Successe a Torino, aveva solo 16 anni e scappò dalle violenze del padre, trovando rifugio in una comunità alle porte della metropoli piemontese, dove venne ripetutamente stuprata e drogata anche ad opera dell’educatrice che avrebbe dovuto proteggerla.
Un film dell’orrore, concluso dopo ulteriori sedici anni in un’Aula di giustizia – si fa per dire – addirittura in Cassazione: aguzzini tutti assolti, reato prescritto.
Una vita all’impronta della violenza, della sopraffazione fisica e psicologica fondata sul sesso imposto con minacce e con droga: spesso per costringerla a fare ciò che non voleva, la sventurata era costretta ad assumere stupefacenti.
Questo incubo è proseguito fino a quando, temendo di essere rimasta in cinta, si è confidata con un’altra educatrice dello stesso centro che l’ha convinta a denunciare e siamo all’anno 2002.
Dopo cinque anni, è finalmente arrivata la prima condanna contro l’educatrice vipera, il marito e l’amante e a seguire, dopo il ricorso degli imputati nel 2016 si arriva alla seconda sentenza della Corte di Appello depositata a febbraio 2017, con il reato di violenza singola e lo spaccio di droga già prescritti.
La Cassazione si è occupata solo della “violenza di gruppo”, pure questo prescritto dopo sedici anni.
I tempi della Giustizia
Quello di limitare l’ammissibilità dei ricorsi, previa approfondita valutazione dovrebbe essere uno dei capisaldi del nostro pianeta Giustizia.
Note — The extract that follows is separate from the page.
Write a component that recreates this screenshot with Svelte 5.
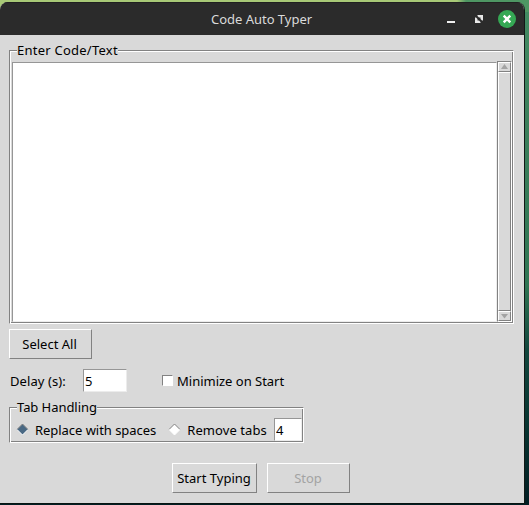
<script>
  let code = $state('');
  let delay = $state('5');
  let mode = $state('replace');
  let spaces = $state('4');
  let minimize = $state(false);
</script>

<div class="desktop">
  <div class="window">
    <header>
      <span class="title">Code Auto Typer</span>
      <svg class="controls" width="84" height="33" viewBox="0 0 84 33">
        <rect x="7" y="19" width="8" height="2" fill="#eee" />
        <path d="M37.5 13H43v5.5h-1L40.5 17V15.5H39L37.5 14zM35 15.5h1L37.5 17v1.5H39L40.5 20v1H35z" fill="#e8e8e8" />
        <circle cx="67" cy="17" r="9" fill="#35a854" />
        <path d="M63.7 13.7l6.6 6.6M70.3 13.7l-6.6 6.6" stroke="#fff" stroke-width="2.4" />
      </svg>
    </header>
    <main>
      <section class="frame editor">
        <span class="legend wide">Enter Code/Text</span>
        <textarea bind:value={code} aria-label="Code"></textarea>
        <div class="scrollbar">
          <div class="arrow"><svg width="9" height="6"><path d="M1 5L4.5 0L8 5z" fill="#a3a3a3" /></svg></div>
          <div class="thumb"></div>
          <div class="arrow"><svg width="9" height="6"><path d="M1 1h7L4.5 5.5z" fill="#a3a3a3" /></svg></div>
        </div>
      </section>
      <button class="select">Select All</button>
      <div class="options">
        <span class="delay-label">Delay (s):</span>
        <input class="delay" bind:value={delay} aria-label="Delay" />
        <button class="check" onclick={() => (minimize = !minimize)}><i class="box" class:on={minimize}></i>Minimize on Start</button>
      </div>
      <section class="frame tabs">
        <span class="legend">Tab Handling</span>
        {#each [['replace', 'Replace with spaces'], ['remove', 'Remove tabs']] as [id, label]}
          <button class="radio {id}" onclick={() => (mode = id)}>
            <svg width="13" height="13" viewBox="0 0 13 13">
              <path d="M6.5 1L12 6.5L6.5 12L1 6.5z" fill={mode === id ? '#4a6984' : '#fff'} />
              <path d="M1 6.5L6.5 1L12 6.5" fill="none" stroke="#828282" />
              <path d="M1 6.5L6.5 12L12 6.5" fill="none" stroke="#fff" />
            </svg>{label}
          </button>
        {/each}
        <input class="count" bind:value={spaces} aria-label="Spaces" />
      </section>
      <div class="actions">
        <button class="start">Start Typing</button>
        <button class="stop" disabled>Stop</button>
      </div>
    </main>
  </div>
</div>

<style>
  .desktop {
    box-sizing: border-box;
    width: 529px;
    height: 505px;
    padding-top: 2px;
    background:
      linear-gradient(90deg, #a8c977 0 457px, #4e9663 466px) 0 0 / 529px 12px no-repeat,
      linear-gradient(#438c63 0, #3c805c 120px, #2f7553 285px, #12463d 350px, #083632 420px, #021e23);
    overflow: hidden;
    font: 13px/18px "Noto Sans", sans-serif;
    color: #000;
  }
  .window {
    box-sizing: border-box;
    width: 525px;
    height: 502px;
    border-right: 1px solid #111816;
    border-bottom: 1px solid #081412;
    border-radius: 8px 8px 0 0;
    background: #d9d9d9;
    overflow: hidden;
  }
  header {
    box-sizing: border-box;
    height: 33px;
    display: flex;
    align-items: center;
    padding-left: 211px;
    background: #2b2b2b;
    border-top: 1px solid #202020;
    color: #dadada;
  }
  .title { white-space: nowrap; letter-spacing: -0.02px; }
  .controls { margin: -1px 0 0 auto; }
  main {
    padding: 15px 10px 0 9px;
    display: flex;
    flex-direction: column;
    align-items: flex-start;
  }
  .frame {
    box-sizing: border-box;
    position: relative;
    display: flex;
    border: 1px solid;
    border-color: #828282 #fff #fff #828282;
    box-shadow: inset 1px 1px #fff, inset -1px -1px #828282;
  }
  .legend {
    position: absolute;
    left: 7px;
    top: -10px;
    background: #d9d9d9;
    white-space: nowrap;
    letter-spacing: -0.06px;
  }
  .legend.wide { letter-spacing: 0.24px; }
  .editor {
    width: 505px;
    height: 274px;
    padding: 10px 1px 1px 2px;
  }
  textarea {
    box-sizing: border-box;
    width: 485px;
    height: 260px;
    margin: 1px 0 0;
    padding: 2px;
    border: 1px solid;
    border-color: #969696 #ececec #ececec #969696;
    outline: 0;
    resize: none;
    background: #fff;
    font: inherit;
  }
  .scrollbar {
    box-sizing: border-box;
    width: 15px;
    display: flex;
    flex-direction: column;
    border: 1px solid;
    border-color: #828282 #fff #fff #828282;
    background: #c3c3c3;
  }
  .arrow, .thumb {
    box-sizing: border-box;
    border: 1px solid;
    border-color: #fff #828282 #828282 #fff;
    background: #d9d9d9;
  }
  .arrow {
    height: 10px;
    display: flex;
    align-items: center;
    justify-content: center;
  }
  .thumb { flex: 1; }
  button {
    box-sizing: border-box;
    padding: 0;
    border: 1px solid;
    border-color: #fff #828282 #828282 #fff;
    background: #d9d9d9;
    color: #000;
    font: inherit;
    white-space: nowrap;
  }
  button:disabled { color: #a3a3a3; }
  .select { width: 83px; height: 30px; margin-top: 5px; padding-right: 2px; }
  .options {
    display: flex;
    align-items: center;
    height: 23px;
    margin-top: 10px;
  }
  .delay-label { width: 73px; padding-left: 1px; box-sizing: border-box; letter-spacing: 0.08px; }
  input {
    box-sizing: border-box;
    padding: 0 1px;
    border: 1px solid;
    border-color: #969696 #ececec #ececec #969696;
    outline: 0;
    background: #fff;
    font: inherit;
  }
  .delay { width: 44px; height: 23px; margin-left: 1px; }
  .check, .radio {
    display: flex;
    align-items: center;
    border: 0;
    background: none;
    letter-spacing: -0.04px;
  }
  .check { margin-left: 35px; letter-spacing: -0.01px; }
  .box {
    box-sizing: border-box;
    width: 11px;
    height: 11px;
    margin-right: 4px;
    border: 1px solid;
    border-color: #828282 #fff #fff #828282;
    background: #fff;
  }
  .box.on { background: #4a6984; }
  .tabs { width: 295px; height: 36px; margin-top: 15px; }
  .radio { height: 23px; margin-top: 10px; gap: 6px; }
  .replace { margin-left: 6px; }
  .remove { margin-left: 12px; letter-spacing: 0.08px; }
  .count { width: 28px; height: 23px; margin: 10px 1px 0 auto; }
  .actions {
    display: flex;
    gap: 10px;
    margin: 20px 0 0 163px;
  }
  .start { width: 85px; height: 30px; padding-right: 1px; }
  .stop { width: 83px; height: 30px; padding-right: 1px; }
</style>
In questo la politica ha una grande responsabilità quando si parla dei tempi biblici della nostra Giustizia, peraltro sanzionata ripetutamente dalla Corte Europea di Strasburgo.
Oggi, il più delle volte si fa ricorso per perdere tempo, nell’attesa della prescrizione del reato che, molto spesso puntualmente arriva.
Ecco, nel nostro pianeta giustizia, l’unico evento puntuale è la “prescrizione”.
Nel caso sommariamente descritto, a voler cercare un colpevole che merita l’ergastolo è proprio la “Giustizia” che non c’è.